Overall I'd also agree with others. Visit a few and follow your gut as well as looking at how people interact with your baby while you're visiting. Good luck!

- What do they do when a baby is hard to settle/is crying for more than a few minutes?

Mandy21 Thu 11-Aug-11 09:48:28

On the expense front, there generally isn't THAT much of a difference between nurseries in one particular area - I think in my area, prices can vary by £10-12 a day - yes that can make a difference if your child is full time, but if you love the nursery and DD forgot about you, thats surely what you want. My DD goes to one of the most expensive nurseries in my town - I'm not suggesting that expense = quality in every case - but I loved the nursery and the staff as soon as I walked in. I can honestly say apart from the first 3 or 4 days when she was settling in, I've never worried about leaving her there or whether she's getting well cared for (and loved by her key worker). When we drive past she shouts the name of her key worker and claps her hands!!

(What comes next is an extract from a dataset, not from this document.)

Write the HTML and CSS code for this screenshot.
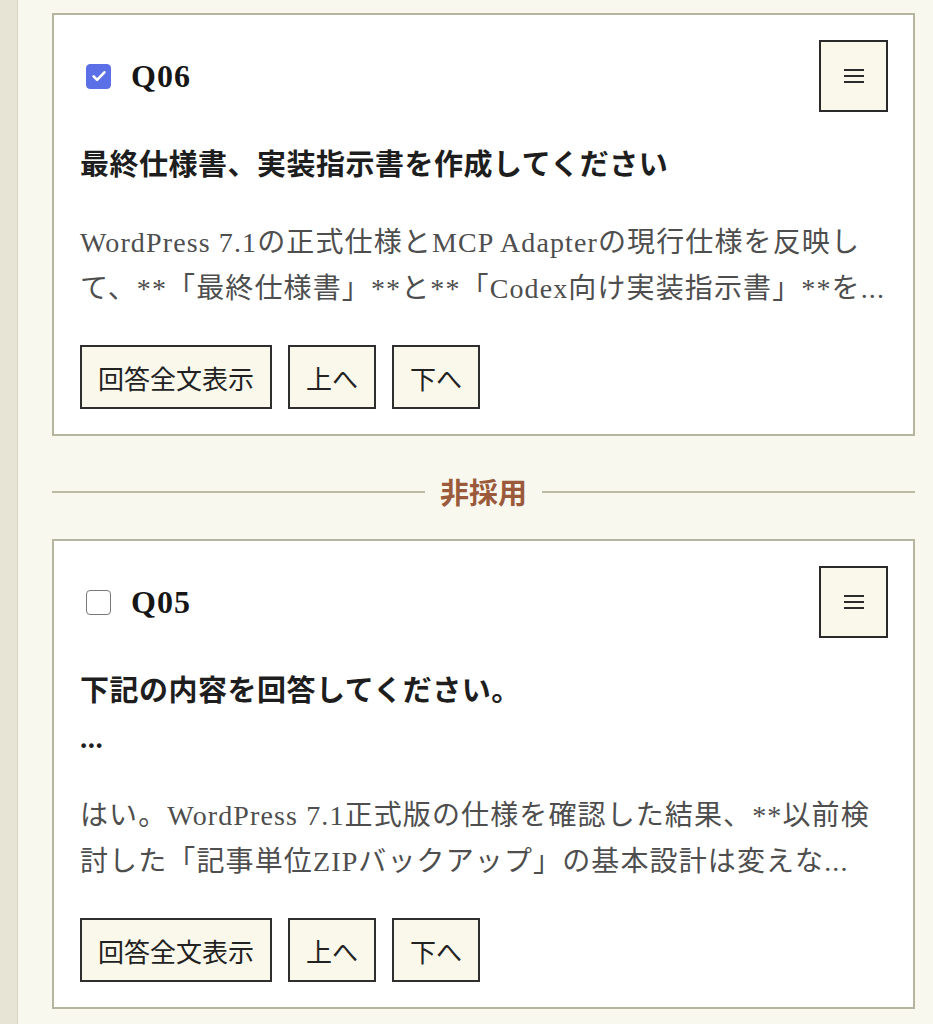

inmysparetime Thu 11-Aug-11 12:18:00

Have you checked your eligibility for tax credits, as they can pay up to 70% of nursery costs. Also, you can get childcare vouchers, which come off your salary (and DH's) before tax so can save 20-40% depending on your income.
Another thing to bear in mind is that it is expensive now, but the term after DC turns 3 you get your 15 hours free, then school takes a lot of the costs. In the grand scheme of things, can you wear the loss of your income to nursery fees for a couple of years, is it better than dropping out of the workplace for that couple of years. I have used all sorts of childcare over the years, staying home, part time work using nurseries, childminders, informal care. ATM I work 2 days, me and DH cover school holidays, and we use after school clubs.
Childcare is always a compromise in some way, if you find something that works for you, stick with it.